:: Stored data ::

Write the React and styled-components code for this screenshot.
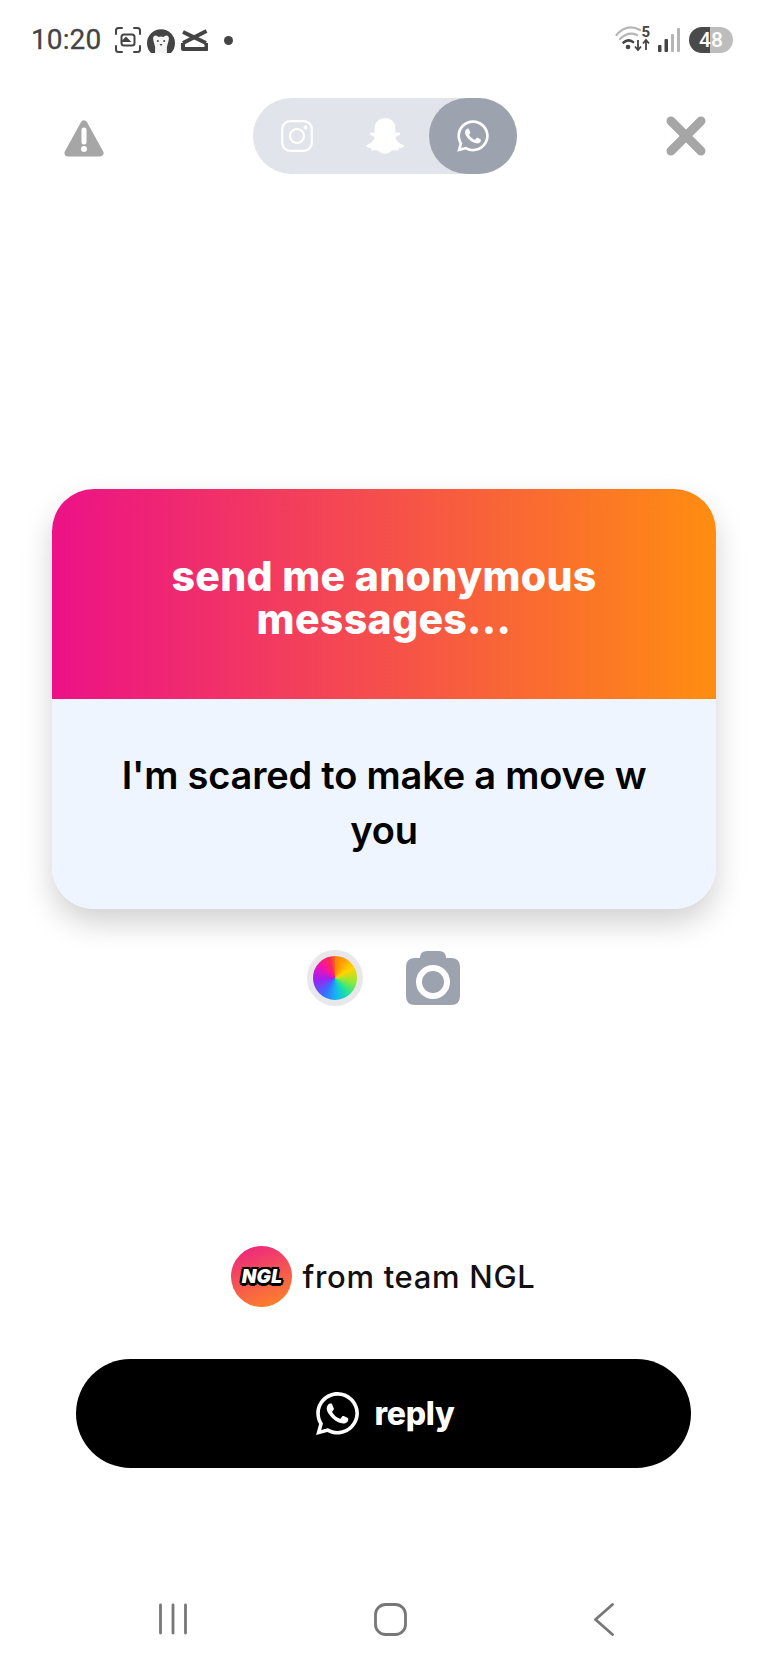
import React from "react";
import styled, { createGlobalStyle } from "styled-components";
import { FaWhatsapp, FaSnapchatGhost } from "react-icons/fa";

const Global = createGlobalStyle`
  html, body { margin: 0; padding: 0; background: #fff; }
  * { box-sizing: border-box; }
`;

const Page = styled.div`
  width: 768px;
  height: 1664px;
  background: #fff;
  display: flex;
  flex-direction: column;
  overflow: hidden;
  font-family: Inter, "Liberation Sans", sans-serif;
`;

const StatusBar = styled.div`
  height: 98px;
  padding: 26px 35px 0 31px;
  display: flex;
  justify-content: space-between;
  align-items: flex-start;
  color: #444;
`;

const StatusGroup = styled.div`
  display: flex;
  align-items: center;
  height: 28px;
`;

const Clock = styled.span`
  font-family: Roboto, sans-serif;
  font-size: 28px;
  line-height: 28px;
  width: 84px;
  letter-spacing: 0.1px;
  color: #444;
  -webkit-text-stroke: 0.3px #444;
`;

const Dot = styled.span`
  width: 9px;
  height: 9px;
  border-radius: 50%;
  background: #444;
  margin-left: 16px;
`;

const WifiWrap = styled.div`
  position: relative;
  width: 35px;
  height: 28px;
  margin-right: 8px;
`;

const WifiNum = styled.span`
  position: absolute;
  right: 0;
  top: -1px;
  font-family: Roboto, sans-serif;
  font-size: 15px;
  line-height: 15px;
  font-weight: 700;
  color: #444;
`;

const Battery = styled.div`
  width: 44px;
  height: 26px;
  border-radius: 13px;
  margin-left: 9px;
  background: linear-gradient(90deg, #4a4a4a 0 47%, #bdbdbd 47% 100%);
  color: #fff;
  font-family: Roboto, sans-serif;
  font-weight: 500;
  font-size: 21px;
  line-height: 26px;
  text-align: center;
`;

const TopRow = styled.div`
  height: 76px;
  padding: 0 62px 0 64px;
  display: flex;
  align-items: center;
  justify-content: space-between;
`;

const Warning = styled.svg`
  width: 40px;
  height: 38px;
  margin-top: 6px;
`;

const Tabs = styled.div`
  width: 264px;
  height: 76px;
  margin-left: -1px;
  border-radius: 38px;
  background: #e1e4ea;
  display: flex;
`;

const Tab = styled.div`
  flex: 0 0 88px;
  height: 76px;
  border-radius: 38px;
  display: flex;
  align-items: center;
  justify-content: center;
  color: #fff;
  background: ${(p) => (p.$active ? "#9ca3af" : "transparent")};
`;

const Card = styled.div`
  width: 664px;
  margin: 315px 0 0 52px;
  border-radius: 42px;
  overflow: hidden;
  box-shadow: 0 14px 30px rgba(0, 0, 0, 0.18);
`;

const CardHead = styled.div`
  height: 210px;
  background: linear-gradient(90deg, #ec1187 0%, #ff8d10 100%);
  display: flex;
  align-items: center;
  justify-content: center;
  padding-top: 8px;
  text-align: center;
  color: #fff;
  font-weight: 800;
  font-size: 41px;
  line-height: 43px;
  letter-spacing: 0.3px;
`;

const CardBody = styled.div`
  height: 210px;
  background: #eff5fe;
  display: flex;
  align-items: center;
  justify-content: center;
  text-align: center;
  color: #000;
  font-weight: 600;
  font-size: 38px;
  line-height: 55px;
  letter-spacing: -0.2px;
  padding: 0 60px 2px;
`;

const Tools = styled.div`
  display: flex;
  align-items: center;
  justify-content: center;
  gap: 42px;
  margin: 41px 0 0 -1px;
  height: 56px;
`;

const Wheel = styled.div`
  width: 56px;
  height: 56px;
  border-radius: 50%;
  border: 6px solid #e8e8ea;
  background: conic-gradient(#ff8a00 10deg, #ffd400 60deg, #8de83c 105deg, #1fe39a 140deg, #12b8f0 175deg, #3a6cff 215deg, #a020f0 265deg, #f012b0 310deg, #ff2a50 345deg, #ff8a00 370deg);
`;

const Credit = styled.div`
  display: flex;
  align-items: center;
  justify-content: center;
  gap: 10px;
  margin: 239px 0 0 0;
  height: 62px;
  padding-right: 1px;
  color: #111;
  font-weight: 500;
  font-size: 31px;
  letter-spacing: 0.7px;
`;

const Badge = styled.div`
  width: 61px;
  height: 61px;
  border-radius: 50%;
  background: linear-gradient(160deg, #ec1f87, #ff8a20);
  display: flex;
  align-items: center;
  justify-content: center;
`;

const BadgeText = styled.span`
  font-family: Inter, sans-serif;
  font-weight: 900;
  font-style: italic;
  font-size: 19px;
  letter-spacing: 0.2px;
  color: #fff;
  text-shadow: 2.5px 0 #000, -2.5px 0 #000, 0 2.5px #000, 0 -2.5px #000, 1.8px 1.8px #000, -1.8px 1.8px #000, 1.8px -1.8px #000, -1.8px -1.8px #000;
`;

const ReplyButton = styled.div`
  width: 615px;
  height: 109px;
  margin: 52px 0 0 76px;
  border-radius: 55px;
  background: #000;
  color: #fff;
  display: flex;
  align-items: center;
  justify-content: center;
  gap: 13px;
  font-weight: 800;
  font-size: 32px;
  letter-spacing: -0.3px;
`;

const NavBar = styled.div`
  margin-top: 134px;
  height: 34px;
  padding: 0 154px 0 159px;
  display: flex;
  align-items: center;
  justify-content: space-between;
`;

const Spacer = styled.span`
  width: ${(p) => p.$w}px;
`;

const WarningIcon = () => (
  <Warning viewBox="0 0 40 38">
    <path d="M20 4 L36 33 H4 Z" fill="#a6a6a6" stroke="#a6a6a6" strokeWidth="7" strokeLinejoin="round" />
    <path d="M20 10v12" stroke="#fff" strokeWidth="5" strokeLinecap="round" />
    <circle cx="20" cy="29" r="3" fill="#fff" />
  </Warning>
);

const Close = () => (
  <svg width="40" height="40" viewBox="0 0 40 40">
    <path d="M5 5 L35 35 M35 5 L5 35" stroke="#a6a6a6" strokeWidth="9" strokeLinecap="round" />
  </svg>
);

const InstaIcon = () => (
  <svg width="32" height="32" viewBox="0 0 32 32" fill="none" stroke="#fff" strokeWidth="2.2">
    <rect x="1.2" y="1.2" width="29.6" height="29.6" rx="8" />
    <circle cx="16" cy="16" r="7" />
    <circle cx="24.5" cy="7.5" r="1.9" fill="#fff" stroke="none" />
  </svg>
);

const Camera = () => (
  <svg width="56" height="56" viewBox="0 0 56 56">
    <path d="M15 8 Q15 1 22 1 H34 Q41 1 41 8 H46 Q55 8 55 17 V46 Q55 55 46 55 H10 Q1 55 1 46 V17 Q1 8 10 8 Z" fill="#9ca3af" />
    <circle cx="28" cy="32" r="14" fill="none" stroke="#fff" strokeWidth="6" />
  </svg>
);

const Screenshot = () => (
  <svg width="26" height="26" viewBox="0 0 26 26" fill="none" stroke="#444" strokeWidth="2" strokeLinecap="round">
    <path d="M1 7V3.5Q1 1 3.5 1H7M19 1h3.5Q25 1 25 3.5V7M25 19v3.5Q25 25 22.500 25H19M7 25H3.500Q1 25 1 22.500V19" />
    <rect x="6.500" y="7.500" width="13" height="11" rx="2.500" strokeWidth="2" />
    <path d="M8 14l3-3 3 3z" fill="#444" />
  </svg>
);

const Bear = () => (
  <svg width="28" height="27" viewBox="0 0 28 27">
    <path d="M4 26 A14 14 0 1 1 24 26 Z" fill="#444" />
    <path d="M8 26 Q9 20 6.500 14 Q5 9 8.500 8.500 Q10.500 8.500 11.500 10 Q14 9 16.500 10 Q17.500 8.500 19.500 8.500 Q23 9 21.500 14 Q19 20 20 26 Z" fill="#f4f4f4" />
    <circle cx="10.800" cy="14" r="1" fill="#444" />
    <circle cx="17.200" cy="14" r="1" fill="#444" />
    <path d="M12.500 17h3l-1.500 2z" fill="#444" />
  </svg>
);

const Capcut = () => (
  <svg width="27" height="22" viewBox="0 0 27 22" fill="none" stroke="#444" strokeWidth="4" strokeLinejoin="round">
    <path d="M2 3 L25 14 M25.500 2 L2 14" />
    <path d="M2 14 V20 H25.500 V14" />
  </svg>
);

const Wifi = () => (
  <svg width="35" height="25" viewBox="0 0 35 25" fill="none" strokeLinecap="round">
    <path d="M1.500 9 Q12 -3 25 4" stroke="#b5b5b5" strokeWidth="2.200" />
    <path d="M5 13 Q13 5 22 9" stroke="#b5b5b5" strokeWidth="2.200" />
    <path d="M8.500 16.500 Q13 12.500 18 16" stroke="#444" strokeWidth="2.600" />
    <circle cx="13" cy="21" r="2.300" fill="#444" />
    <path d="M23 14v10M20 20.500l3 3.500 3-3.500" stroke="#444" strokeWidth="1.800" strokeLinecap="butt" />
    <path d="M31 24V14M28 17.500l3-3.500 3 3.500" stroke="#444" strokeWidth="1.800" strokeLinecap="butt" />
  </svg>
);

const Signal = () => (
  <svg width="22" height="24" viewBox="0 0 22 24">
    <rect x="0" y="17" width="3.500" height="7" rx="1" fill="#444" />
    <rect x="6.500" y="11" width="3.500" height="13" rx="1" fill="#444" />
    <rect x="13" y="6" width="3" height="18" rx="1" fill="#b5b5b5" />
    <rect x="19" y="0" width="3" height="24" rx="1" fill="#b5b5b5" />
  </svg>
);

const NavLines = () => (
  <svg width="28" height="32" viewBox="0 0 28 32" stroke="#777" strokeWidth="2.800" strokeLinecap="round">
    <path d="M1.500 2v28M14 2v28M26.500 2v28" />
  </svg>
);

const NavHome = () => (
  <svg width="33" height="33" viewBox="0 0 33 33" fill="none" stroke="#777" strokeWidth="2.800">
    <rect x="1.500" y="1.500" width="30" height="30" rx="10" />
  </svg>
);

const NavBack = () => (
  <svg width="20" height="33" viewBox="0 0 20 33" fill="none" stroke="#777" strokeWidth="2.800" strokeLinecap="round" strokeLinejoin="round">
    <path d="M18.500 1.500 L1.500 16.500 L18.500 31.500" />
  </svg>
);

export default function App() {
  return (
    <Page>
      <Global />
      <StatusBar>
        <StatusGroup>
          <Clock>10:20</Clock>
          <Screenshot />
          <Spacer $w={6} />
          <Bear />
          <Spacer $w={6} />
          <Capcut />
          <Dot />
        </StatusGroup>
        <StatusGroup>
          <WifiWrap>
            <Wifi />
            <WifiNum>5</WifiNum>
          </WifiWrap>
          <Signal />
          <Battery>48</Battery>
        </StatusGroup>
      </StatusBar>
      <TopRow>
        <WarningIcon />
        <Tabs>
          <Tab><InstaIcon /></Tab>
          <Tab><FaSnapchatGhost size={38} /></Tab>
          <Tab $active><FaWhatsapp size={36} /></Tab>
        </Tabs>
        <Close />
      </TopRow>
      <Card>
        <CardHead>send me anonymous<br />messages...</CardHead>
        <CardBody>I'm scared to make a move w you</CardBody>
      </Card>
      <Tools>
        <Wheel />
        <Camera />
      </Tools>
      <Credit>
        <Badge><BadgeText>NGL</BadgeText></Badge>
        from team NGL
      </Credit>
      <ReplyButton>
        <FaWhatsapp size={49} />
        reply
      </ReplyButton>
      <NavBar>
        <NavLines />
        <NavHome />
        <NavBack />
      </NavBar>
    </Page>
  );
}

:::

What the task asks: How many lines in the listing contain "components"? Answer with the number alone.

Task result: 2